Cloud computing services offer businesses a way to outsource the management and administration of their desktop environments. With a cloud service, a company can have all of its desktop applications hosted at a third-party data center and accessed conveniently over the Internet. The hosted desktop computing model eliminates the need for companies to maintain their own internal client computing infrastructure. A growing number of companies have been moving their desktop technologies to the cloud because of the many benefits that such a move can deliver.
Hosted desktops can help companies cut costs and complexity.
One of the biggest drivers of the trend has been reduced operating costs. Companies can significantly reduce the cost and complexity involved in maintaining a desktop infrastructure, by having it hosted and managed by a professional services firm. It also eliminates the need for them to maintain expensive desktop help desk and support staff. A hosted desktop architecture allows companies to focus on their core competencies while giving them the ability to fully leverage advances in desktop computing technologies. Cost however, is not the only factor.
A cloud hosted desktop model also offers increased flexibility on several fronts. With cloud hosting for instance, companies no longer have to worry about desktop upgrades or issues such as depreciation and obsolescence, because the cloud provider is the entity that owns and maintains the technology. Most cloud service providers let customers quickly add additional hardware resources as needed and to ramp down the usage when the additional resources are no longer needed. As a result, companies do not have to worry about issues such as scalability or optimizing hardware resource management. Cloud customers also often have access to a wider range of application software and operating system choices than they would have had if they had maintained the desktop environment in-house.

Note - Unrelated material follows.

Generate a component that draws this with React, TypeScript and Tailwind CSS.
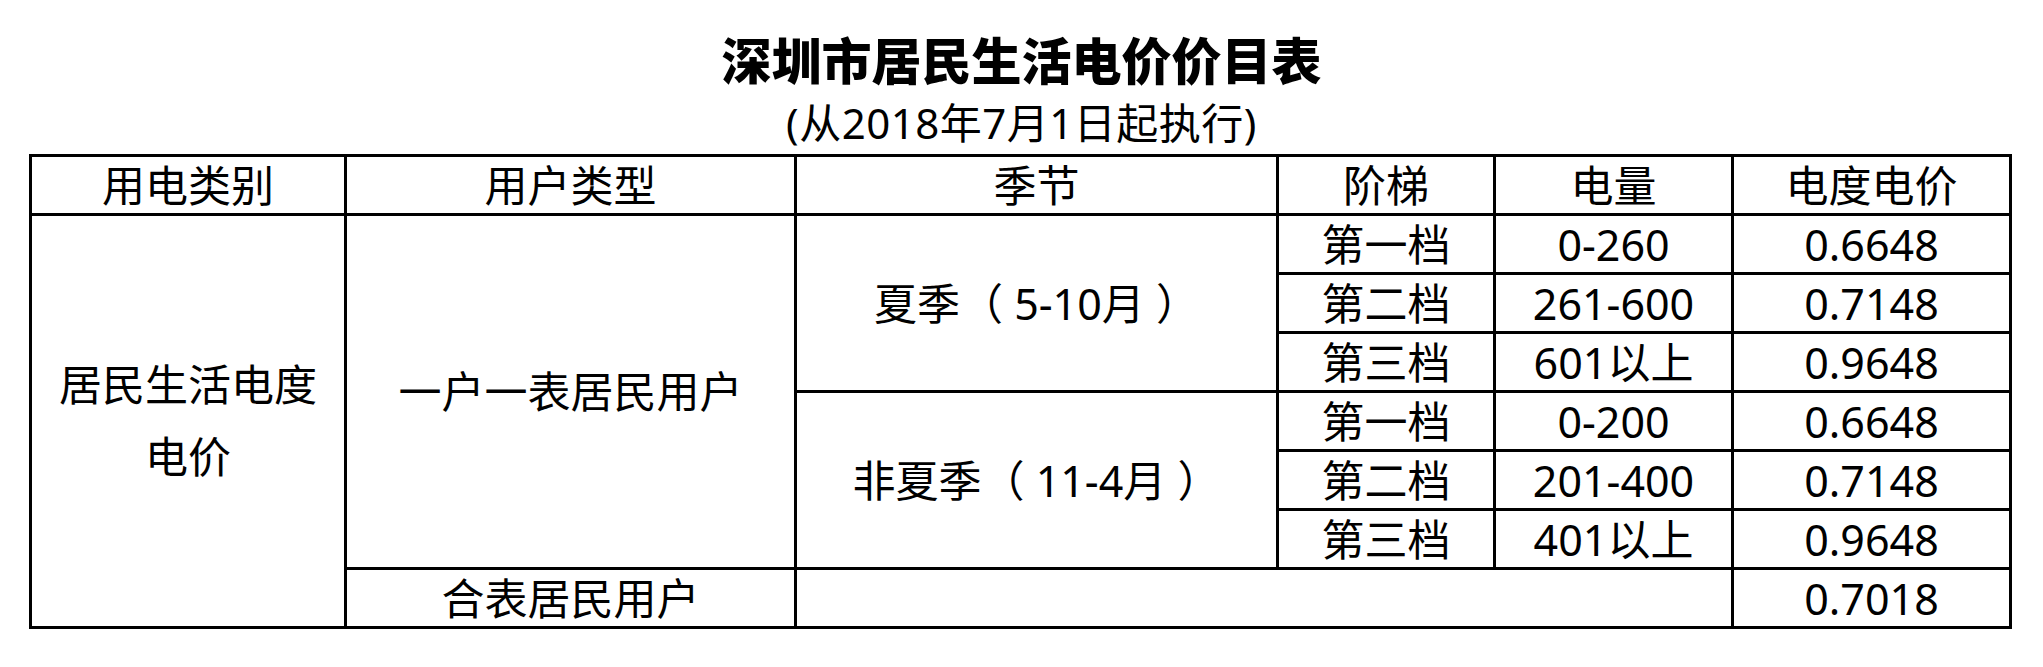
import React from "react";

const HEADERS = ["用电类别", "用户类型", "季节", "阶梯", "电量", "电度电价"];
const COLS = [315, 450, 482, 217, 238, 278];

const cell = "border-[3px] border-black p-0 text-center align-middle font-normal";

export default function App() {
  return (
    <div className="min-h-screen bg-white text-black font-['Noto_Sans','Noto_Sans_CJK_SC',sans-serif]">
      <div className="pt-[31px] text-center">
        <h1 className="text-[50px] leading-[60px] font-black">深圳市居民生活电价价目表</h1>
        <p className="mt-[8px] text-[42px] leading-[48px] tracking-[0.5px]">(从2018年7月1日起执行)</p>
      </div>

      <table className="ml-[29px] mt-[7px] w-[1983px] table-fixed border-collapse border-[3px] border-black text-[43px] leading-none">
        <colgroup>
          {COLS.map((w, i) => (
            <col key={i} style={{ width: w }} />
          ))}
        </colgroup>
        <thead>
          <tr className="h-[59px]">
            {HEADERS.map((h) => (
              <th key={h} className={cell}>
                {h}
              </th>
            ))}
          </tr>
        </thead>
        <tbody>
          <tr className="h-[59px]">
            <td rowSpan={7} className={`${cell} leading-[72px]`}>
              居民生活电度
              <br />
              电价
            </td>
            <td rowSpan={6} className={cell}>
              一户一表居民用户
            </td>
            <td rowSpan={3} className={`${cell} whitespace-pre`}>
              夏季（ 5-10月 ）
            </td>
            <td className={cell}>第一档</td>
            <td className={cell}>0-260</td>
            <td className={cell}>0.6648</td>
          </tr>
          <tr className="h-[59px]">
            <td className={cell}>第二档</td>
            <td className={cell}>261-600</td>
            <td className={cell}>0.7148</td>
          </tr>
          <tr className="h-[59px]">
            <td className={cell}>第三档</td>
            <td className={cell}>601以上</td>
            <td className={cell}>0.9648</td>
          </tr>
          <tr className="h-[59px]">
            <td rowSpan={3} className={`${cell} whitespace-pre`}>
              非夏季（ 11-4月 ）
            </td>
            <td className={cell}>第一档</td>
            <td className={cell}>0-200</td>
            <td className={cell}>0.6648</td>
          </tr>
          <tr className="h-[59px]">
            <td className={cell}>第二档</td>
            <td className={cell}>201-400</td>
            <td className={cell}>0.7148</td>
          </tr>
          <tr className="h-[59px]">
            <td className={cell}>第三档</td>
            <td className={cell}>401以上</td>
            <td className={cell}>0.9648</td>
          </tr>
          <tr className="h-[59px]">
            <td className={cell}>合表居民用户</td>
            <td colSpan={3} className={cell}></td>
            <td className={cell}>0.7018</td>
          </tr>
        </tbody>
      </table>
    </div>
  );
}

Better security, business continuity and disaster recoverability
Security and reliability are two other big reasons for considering the cloud. Most cloud providers offer data backup and data recovery services as part of their hosting portfolio. This mitigates the chances of catastrophic data loss or data corruption. Importantly, cloud providers host customer applications on geographically distributed servers and data centers. As a result, they offer better business continuity and disaster recovery capabilities compared to what a company would have been able to achieve within their own data centers. Customers can simply specify the amount of application uptime and availability they require in their service level agreements. The cloud provider is then responsible for ensuring that those service level agreements are met on a consistent basis.